K-Means on Iris Dataset

Read my previous post to understand how K-Means algorithm works. In this post I will try to run the K-Means on Iris dataset to classify our 3 classes of flowers, Iris setosa, Iris versicolor, Iris virginica (our classess) using the flowers sepal-length, sepal-width, petal-length and petal-width (our features)

Getting data:

import numpy as np  
import matplotlib.pyplot as plt  
import pandas as pd

url = "https://archive.ics.uci.edu/ml/machine-learning-databases/iris/iris.data"
#the imported dataset does not have the required column names so lets add it
colnames = ['sepal-length', 'sepal-width', 'petal-length', 'petal-width', 'Class']
irisdata = pd.read_csv(url, names=colnames)

describe the data:

irisdata.head()

Converting the class names into numerical categories for analysis.

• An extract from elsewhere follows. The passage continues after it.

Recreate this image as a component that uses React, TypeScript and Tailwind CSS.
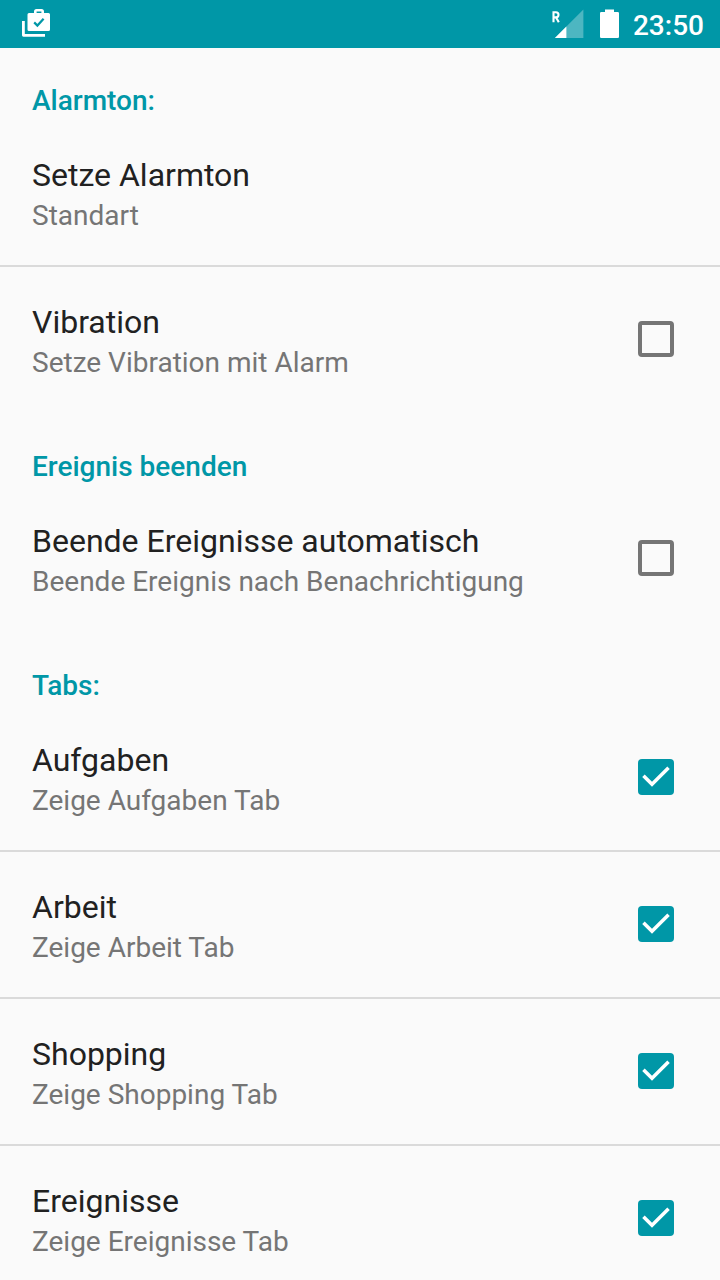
import { useState } from "react"

interface Preference {
  title: string
  summary: string
  checked?: boolean
}

interface Section {
  header: string
  items: Preference[]
}

const SECTIONS: Section[] = [
  {
    header: "Alarmton:",
    items: [
      { title: "Setze Alarmton", summary: "Standart" },
      { title: "Vibration", summary: "Setze Vibration mit Alarm", checked: false },
    ],
  },
  {
    header: "Ereignis beenden",
    items: [
      {
        title: "Beende Ereignisse automatisch",
        summary: "Beende Ereignis nach Benachrichtigung",
        checked: false,
      },
    ],
  },
  {
    header: "Tabs:",
    items: [
      { title: "Aufgaben", summary: "Zeige Aufgaben Tab", checked: true },
      { title: "Arbeit", summary: "Zeige Arbeit Tab", checked: true },
      { title: "Shopping", summary: "Zeige Shopping Tab", checked: true },
      { title: "Ereignisse", summary: "Zeige Ereignisse Tab", checked: true },
    ],
  },
]

function StatusBar() {
  return (
    <header className="flex h-12 shrink-0 items-center justify-between bg-[#0097a7] pl-5 pr-4 text-white">
      {/* briefcase with check mark, stacked on a second sheet */}
      <svg width="32" height="48" viewBox="0 0 32 48" fill="none">
        <path d="M3.4 21v14.3H25" stroke="currentColor" strokeWidth="2.8" strokeLinejoin="round" />
        <path
          fillRule="evenodd"
          fill="currentColor"
          d="M14 13v-1.5a2.5 2.5 0 0 1 2.5-2.5h5a2.5 2.5 0 0 1 2.5 2.5V13h4.5a1.5 1.5 0 0 1 1.5 1.500v15a1.500 1.500 0 0 1-1.500 1.500H9a1.500 1.500 0 0 1-1.500-1.500v-15A1.500 1.500 0 0 1 9 13ZM16.600 13h4.800v-1.600h-4.800Z"
        />
        <path d="m14.200 22.400 3.200 3.200 6.200-6.800" stroke="#0097a7" strokeWidth="2.200" />
      </svg>
      <div className="flex items-center">
        <svg width="36" height="48" viewBox="0 0 36 48">
          <path d="M31.400 9.500V38H2.900Z" fill="currentColor" fillOpacity="0.3" />
          <path d="M14.400 26.500v11.500H2.900Z" fill="currentColor" />
          <path
            d="M1.500 22.200v-10h2.400a2.600 2.600 0 0 1 0 5.200H1.500M4.100 17.400l2.700 4.800"
            fill="none"
            stroke="currentColor"
            strokeWidth="2.100"
          />
        </svg>
        <svg width="19" height="48" viewBox="0 0 19 48" className="ml-3" fill="currentColor">
          <path d="M5 9.500h9V12h3.700a1.300 1.300 0 0 1 1.300 1.300v23.400a1.300 1.300 0 0 1-1.300 1.300H1.300A1.300 1.300 0 0 1 0 36.700V13.300A1.300 1.300 0 0 1 1.300 12H5Z" />
        </svg>
        <span className="ml-3.5 mt-1 text-[28px] leading-8 font-medium">23:50</span>
      </div>
    </header>
  )
}

function Checkbox({ checked }: { checked: boolean }) {
  return (
    <svg width="36" height="36" viewBox="0 0 36 36" fill="none" className="mr-3.5 shrink-0">
      {checked ? (
        <>
          <rect width="36" height="36" rx="4" fill="#0097a7" />
          <path d="M14 27.700 4.200 17.900l2.500-2.500 7.300 7.300L29.300 7.400l2.500 2.500Z" fill="white" />
        </>
      ) : (
        <rect x="2" y="2" width="32" height="32" rx="2" stroke="#757575" strokeWidth="4" />
      )}
    </svg>
  )
}

function PreferenceRow({ item }: { item: Preference }) {
  const [checked, setChecked] = useState(item.checked ?? false)
  const hasCheckbox = item.checked !== undefined

  return (
    <button
      type="button"
      role={hasCheckbox ? "checkbox" : undefined}
      aria-checked={hasCheckbox ? checked : undefined}
      onClick={() => setChecked(!checked)}
      className="flex h-[145px] w-full items-center justify-between px-8 pb-px text-left"
    >
      <div className="mt-1 flex flex-col">
        <span className="text-[32px] leading-[38px] text-[#212121]">{item.title}</span>
        <span className="mt-[5px] text-[28px] leading-[33px] text-[#757575]">{item.summary}</span>
      </div>
      {hasCheckbox && <Checkbox checked={checked} />}
    </button>
  )
}

export default function App() {
  return (
    <div className="flex h-[1280px] w-[720px] flex-col overflow-hidden bg-[#fafafa] font-['Roboto',sans-serif]">
      <StatusBar />
      <main className="min-h-0 flex-1 overflow-hidden">
        {SECTIONS.map((section) => (
          <section key={section.header} className="pt-[38px] first:pt-9">
            <h2 className="mb-[3px] h-[33px] px-8 text-[28px] leading-[33px] font-medium text-[#0097a7]">
              {section.header}
            </h2>
            <ul className="divide-y-2 divide-[#dadada]">
              {section.items.map((item) => (
                <li key={item.title}>
                  <PreferenceRow item={item} />
                </li>
              ))}
            </ul>
          </section>
        ))}
      </main>
    </div>
  )
}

irisdata['Class'] = pd.Categorical(irisdata["Class"])
irisdata["Class"] = irisdata["Class"].cat.codes

Preparing our dataset:

X = irisdata.values[:, 0:4]
y = irisdata.values[:, 4]

Running K-Means on it:

from sklearn.cluster import KMeans

# Number of clusters
kmeans = KMeans(n_clusters=3)
# Fitting the input data
kmeans = kmeans.fit(X)
# Getting the cluster labels
labels = kmeans.predict(X)
# Centroid values
centroids = kmeans.cluster_centers_

Checking the clustering accuracy of our program:

from sklearn.metrics import classification_report

target_names = ['Iris-setosa', 'Iris-versicolor', 'Iris-virginica']

print(classification_report(irisdata['Class'],kmeans.labels_,target_names=target_names))

The output of classification looks like this:

You can see in the classification report that, 91% of our data was predicted accurately. That’s pretty good for an unsupervised algorithm.